In the undamped ideal model, total mechanical energy should stay nearly constant. Numerical integration can still drift. A large drift means the chosen time step is too coarse or the path is becoming numerically fragile. That is why the tool reports relative energy drift beside the SVG.

This is the same principle used in the Three-Body Gravity Visual Lab: a visual physics tool should include an integrity metric, not only a visual output.

How To Use The Lab

1. Open the Double Pendulum Chaos Visual Lab.
2. Run the chaotic sample first so you can see a known sensitive case.
3. Change theta1_deg, theta2_deg, dt or delta_theta_deg.
4. Compare the phase portrait, divergence plot and energy drift.
5. Download the SVG, CSV or Markdown notes when the result needs to be reused.

What This Does Not Prove

The lab is an educational and editorial artifact.

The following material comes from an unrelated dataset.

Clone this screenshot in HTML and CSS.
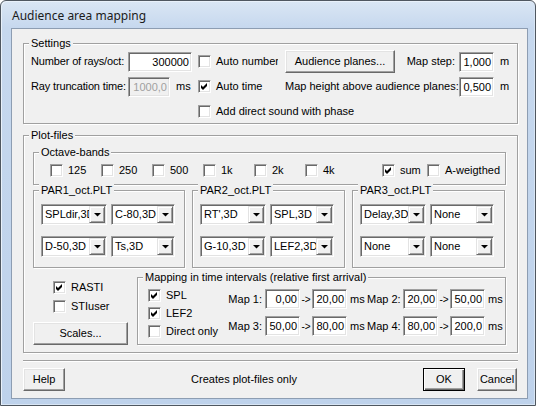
FILE: index.html
```
<!DOCTYPE html>
<html>
<head>
<meta charset="utf-8">
<link rel="stylesheet" href="styles.css">
</head>
<body>
<div class="window">
  <div class="titlebar">Audience area mapping</div>
  <div class="client">
    <div class="group settings">
      <span class="gtitle">Settings</span>
      <div class="settings-grid">
        <span class="lbl">Number of rays/oct:</span>
        <span class="edit w64">300000</span>
        <span class="check clip"><span class="cb"></span><span>Auto number</span></span>
        <span class="planes"><span class="btn planes-btn">Audience planes...</span><span class="lbl-r">Map step:</span></span>
        <span class="edit w35">1,000</span>
        <span class="unit">m</span>

        <span class="lbl">Ray truncation time:</span>
        <span class="edit-ms"><span class="edit w42 disabled">1000,0</span><span class="unit-ms">ms</span></span>
        <span class="check"><span class="cb checked"><svg width="7" height="7" viewBox="0 0 7 7"><polygon points="0,2 2,4 6,0 6,3 2,7 0,5" fill="#000"/></svg></span><span>Auto time</span></span>
        <span class="lbl-r">Map height above audience planes:</span>
        <span class="edit w35">0,500</span>
        <span class="unit">m</span>

        <span class="check rest"><span class="cb"></span><span>Add direct sound with phase</span></span>
      </div>
    </div>

    <div class="group plot">
      <span class="gtitle">Plot-files</span>
      <div class="group octave">
        <span class="gtitle">Octave-bands</span>
        <div class="oct-row">
          <span class="check oct-item"><span class="cb"></span><span>125</span></span>
          <span class="check oct-item"><span class="cb"></span><span>250</span></span>
          <span class="check oct-item"><span class="cb"></span><span>500</span></span>
          <span class="check oct-item"><span class="cb"></span><span>1k</span></span>
          <span class="check oct-item"><span class="cb"></span><span>2k</span></span>
          <span class="check oct-item"><span class="cb"></span><span>4k</span></span>
          <span class="check sum"><span class="cb checked"><svg width="7" height="7" viewBox="0 0 7 7"><polygon points="0,2 2,4 6,0 6,3 2,7 0,5" fill="#000"/></svg></span><span>sum</span></span>
          <span class="check"><span class="cb"></span><span>A-weigthed</span></span>
        </div>
      </div>

      <div class="par-row">
        <div class="group par">
          <span class="gtitle">PAR1_oct.PLT</span>
          <div class="combo-grid">
            <span class="combo"><span class="val">SPLdir,3D</span><span class="arrow"><svg width="7" height="4" viewBox="0 0 7 4"><polygon points="0,0 7,0 3.5,3.6" fill="#000"/></svg></span></span>
            <span class="combo"><span class="val">C-80,3D</span><span class="arrow"><svg width="7" height="4" viewBox="0 0 7 4"><polygon points="0,0 7,0 3.5,3.6" fill="#000"/></svg></span></span>
            <span class="combo"><span class="val">D-50,3D</span><span class="arrow"><svg width="7" height="4" viewBox="0 0 7 4"><polygon points="0,0 7,0 3.5,3.6" fill="#000"/></svg></span></span>
            <span class="combo"><span class="val">Ts,3D</span><span class="arrow"><svg width="7" height="4" viewBox="0 0 7 4"><polygon points="0,0 7,0 3.5,3.6" fill="#000"/></svg></span></span>
          </div>
        </div>
        <div class="group par">
          <span class="gtitle">PAR2_oct.PLT</span>
          <div class="combo-grid">
            <span class="combo"><span class="val">RT',3D</span><span class="arrow"><svg width="7" height="4" viewBox="0 0 7 4"><polygon points="0,0 7,0 3.5,3.6" fill="#000"/></svg></span></span>
            <span class="combo"><span class="val">SPL,3D</span><span class="arrow"><svg width="7" height="4" viewBox="0 0 7 4"><polygon points="0,0 7,0 3.5,3.6" fill="#000"/></svg></span></span>
            <span class="combo"><span class="val">G-10,3D</span><span class="arrow"><svg width="7" height="4" viewBox="0 0 7 4"><polygon points="0,0 7,0 3.5,3.6" fill="#000"/></svg></span></span>
            <span class="combo"><span class="val">LEF2,3D</span><span class="arrow"><svg width="7" height="4" viewBox="0 0 7 4"><polygon points="0,0 7,0 3.5,3.6" fill="#000"/></svg></span></span>
          </div>
        </div>
        <div class="group par">
          <span class="gtitle">PAR3_oct.PLT</span>
          <div class="combo-grid">
            <span class="combo"><span class="val">Delay,3D</span><span class="arrow"><svg width="7" height="4" viewBox="0 0 7 4"><polygon points="0,0 7,0 3.5,3.6" fill="#000"/></svg></span></span>
            <span class="combo"><span class="val">None</span><span class="arrow"><svg width="7" height="4" viewBox="0 0 7 4"><polygon points="0,0 7,0 3.5,3.6" fill="#000"/></svg></span></span>
            <span class="combo"><span class="val">None</span><span class="arrow"><svg width="7" height="4" viewBox="0 0 7 4"><polygon points="0,0 7,0 3.5,3.6" fill="#000"/></svg></span></span>
            <span class="combo"><span class="val">None</span><span class="arrow"><svg width="7" height="4" viewBox="0 0 7 4"><polygon points="0,0 7,0 3.5,3.6" fill="#000"/></svg></span></span>
          </div>
        </div>
      </div>

      <div class="lower">
        <div class="left-col">
          <span class="check row-a"><span class="cb checked"><svg width="7" height="7" viewBox="0 0 7 7"><polygon points="0,2 2,4 6,0 6,3 2,7 0,5" fill="#000"/></svg></span><span>RASTI</span></span>
          <span class="check row-b"><span class="cb"></span><span>STIuser</span></span>
          <span class="btn scales">Scales...</span>
        </div>
        <div class="group mapping">
          <span class="gtitle">Mapping in time intervals (relative first arrival)</span>
          <div class="map-checks">
            <span class="check"><span class="cb checked"><svg width="7" height="7" viewBox="0 0 7 7"><polygon points="0,2 2,4 6,0 6,3 2,7 0,5" fill="#000"/></svg></span><span>SPL</span></span>
            <span class="check"><span class="cb checked"><svg width="7" height="7" viewBox="0 0 7 7"><polygon points="0,2 2,4 6,0 6,3 2,7 0,5" fill="#000"/></svg></span><span>LEF2</span></span>
            <span class="check"><span class="cb"></span><span>Direct only</span></span>
          </div>
          <div class="map-grid">
            <span class="mlbl">Map 1:</span><span class="edit">0,00</span><span class="arr">-&gt;</span><span class="edit">20,00</span><span class="ms">ms</span>
            <span class="mlbl">Map 2:</span><span class="edit">20,00</span><span class="arr">-&gt;</span><span class="edit">50,00</span><span class="ms">ms</span>
            <span class="mlbl">Map 3:</span><span class="edit">50,00</span><span class="arr">-&gt;</span><span class="edit">80,00</span><span class="ms">ms</span>
            <span class="mlbl">Map 4:</span><span class="edit">80,00</span><span class="arr">-&gt;</span><span class="edit">200,0</span><span class="ms">ms</span>
          </div>
        </div>
      </div>
    </div>

    <div class="sep"></div>

    <div class="footer">
      <span class="btn help">Help</span>
      <span class="note">Creates plot-files only</span>
      <span class="btn default ok">OK</span>
      <span class="btn cancel">Cancel</span>
    </div>
  </div>
</div>
</body>
</html>
```
FILE: styles.css
```
* { box-sizing: border-box; }

body {
  margin: 0;
  background: #fff;
  font-family: "Liberation Sans", Arial, sans-serif;
  font-size: 11px;
  line-height: 13px;
  color: #000;
}

.window {
  width: 536px;
  height: 406px;
  border: 1px solid #4f5760;
  border-radius: 6px 6px 0 0;
  background: linear-gradient(180deg, #dae6f4 0, #c6d8ee 27px, #bed2eb 100%);
  padding: 0 7px 6px 10px;
  display: flex;
  flex-direction: column;
  box-shadow: inset 1px 1px 0 #e9f1fa, inset -1px -1px 0 #d8e5f4;
}

.titlebar {
  height: 27px;
  padding: 1px 0 0 1px;
  display: flex;
  align-items: center;
  font-family: "Noto Sans", "Open Sans", sans-serif;
  font-size: 12px;
  color: #1b1b1b;
}

.client {
  flex: 1;
  background: #f0f0f0;
  border: 1px solid #8d9db2;
  display: flex;
  flex-direction: column;
}

/* group boxes */
.group {
  position: relative;
  border: 1px solid #a0a0a0;
  box-shadow: inset 1px 1px 0 #fff, 1px 1px 0 #fff;
}
.gtitle {
  position: absolute;
  top: -7px;
  left: 5px;
  padding: 0 2px;
  background: #f0f0f0;
  white-space: nowrap;
  line-height: 13px;
}

/* controls */
.cb {
  flex: none;
  width: 13px;
  height: 13px;
  background: #fff;
  border: 1px solid;
  border-color: #a0a0a0 #fff #fff #a0a0a0;
  box-shadow: inset 1px 1px 0 #696969, inset -1px -1px 0 #e3e3e3;
  display: flex;
  align-items: center;
  justify-content: center;
}
.cb svg { display: block; }

.check {
  display: flex;
  align-items: center;
  gap: 5px;
  white-space: nowrap;
}

.edit {
  display: block;
  height: 20px;
  background: #fff;
  border: 1px solid;
  border-color: #a0a0a0 #fff #fff #a0a0a0;
  box-shadow: inset 1px 1px 0 #696969, inset -1px -1px 0 #e3e3e3;
  text-align: right;
  padding: 0 2px;
  line-height: 18px;
  white-space: nowrap;
  overflow: hidden;
}
.edit.disabled { background: #f0f0f0; color: #a0a0a0; }
.w64 { width: 64px; }
.w42 { width: 42px; }
.w35 { width: 35px; }

.btn {
  display: flex;
  align-items: center;
  justify-content: center;
  height: 23px;
  background: #f0f0f0;
  border: 1px solid;
  border-color: #fff #696969 #696969 #fff;
  box-shadow: inset -1px -1px 0 #a0a0a0, inset 1px 1px 0 #e3e3e3;
  white-space: nowrap;
}
.btn.default {
  border-color: #000;
  box-shadow: inset 1px 1px 0 #fff, inset -1px -1px 0 #696969, inset -2px -2px 0 #a0a0a0;
}

.combo {
  display: flex;
  height: 21px;
  background: #fff;
  border: 1px solid;
  border-color: #a0a0a0 #fff #fff #a0a0a0;
  box-shadow: inset 1px 1px 0 #696969, inset -1px -1px 0 #e3e3e3;
  padding: 1px;
}
.combo .val {
  flex: 1;
  min-width: 0;
  overflow: hidden;
  white-space: nowrap;
  padding-left: 2px;
  line-height: 17px;
}
.combo .arrow {
  flex: none;
  width: 16px;
  background: #f0f0f0;
  border: 1px solid;
  border-color: #e3e3e3 #696969 #696969 #e3e3e3;
  box-shadow: inset 1px 1px 0 #fff, inset -1px -1px 0 #a0a0a0;
  display: flex;
  align-items: center;
  justify-content: center;
}
.combo .arrow svg { display: block; }

/* settings */
.settings {
  width: 495px;
  height: 81px;
  margin: 14px 0 0 11px;
  padding: 5px 0 0 7px;
}
.settings-grid {
  display: grid;
  grid-template-columns: 97px 70px 87px 174px 41px auto;
  grid-template-rows: 25px 25px 24px;
  align-items: center;
}
.lbl { white-space: nowrap; letter-spacing: -0.15px; }
.lbl-r { white-space: nowrap; text-align: right; padding-right: 5px; }
.clip { width: 80px; overflow: hidden; }
.planes { display: flex; align-items: center; justify-content: space-between; }
.planes .lbl-r { padding-right: 4px; }
.planes-btn { width: 110px; }
.edit-ms { display: flex; align-items: center; gap: 6px; }
.rest { grid-column: 3 / -1; }

/* plot files */
.plot {
  width: 495px;
  height: 218px;
  margin: 11px 0 0 11px;
  padding: 16px 0 0 9px;
}
.octave {
  width: 473px;
  height: 33px;
  padding-top: 5px;
}
.oct-row {
  display: flex;
  align-items: center;
  height: 24px;
  padding-left: 16px;
}
.oct-item { width: 51px; }
.sum { width: 45px; margin-left: 26px; }

.par-row {
  display: grid;
  grid-template-columns: 152px 153px 153px;
  column-gap: 7px;
  margin-top: 5px;
}
.par {
  height: 78px;
  padding: 13px 0 0 7px;
}
.combo-grid {
  display: grid;
  grid-template-columns: 66px 64px;
  grid-auto-rows: 21px;
  column-gap: 4px;
  row-gap: 11px;
}

.lower {
  display: flex;
  margin-top: 9px;
}
.left-col {
  width: 104px;
  display: flex;
  flex-direction: column;
}
.left-col .check { margin-left: 20px; }
.row-a { height: 20px; }
.row-b { height: 19px; }
.scales { width: 95px; margin-top: 6px; }

.mapping {
  width: 369px;
  height: 68px;
  display: flex;
  padding: 8px 0 0 10px;
}
.map-checks {
  width: 80px;
  display: flex;
  flex-direction: column;
}
.map-checks .check { height: 18px; }
.map-grid {
  margin-top: 3px;
  display: grid;
  grid-template-columns: 37px 35px 12px 35px 20px 36px 35px 12px 35px 20px;
  grid-auto-rows: 20px;
  row-gap: 7px;
  align-items: center;
}
.mlbl { text-align: right; padding-right: 3px; white-space: nowrap; }
.arr { text-align: center; font-size: 10px; }
.ms { padding-left: 3px; }

.sep {
  width: 495px;
  height: 2px;
  margin: 7px 0 0 11px;
  border-top: 1px solid #a0a0a0;
  border-bottom: 1px solid #fff;
}

.footer {
  display: flex;
  align-items: center;
  width: 494px;
  margin: 6px 0 0 11px;
}
.help { width: 42px; }
.note { flex: 1; text-align: center; }
.ok { width: 42px; margin-right: 12px; }
.cancel { width: 40px; }
```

It is not a safety-critical robotics simulator, a physical certification tool or a closed-form solution. Smaller dt usually improves conservation but increases compute. Damping changes the energy story because energy is intentionally removed from the system.

Used correctly, the tool gives a rare combination: a visual story, formulas, numerical integrity checks and reusable exports. That is the kind of workflow FastTool should keep building.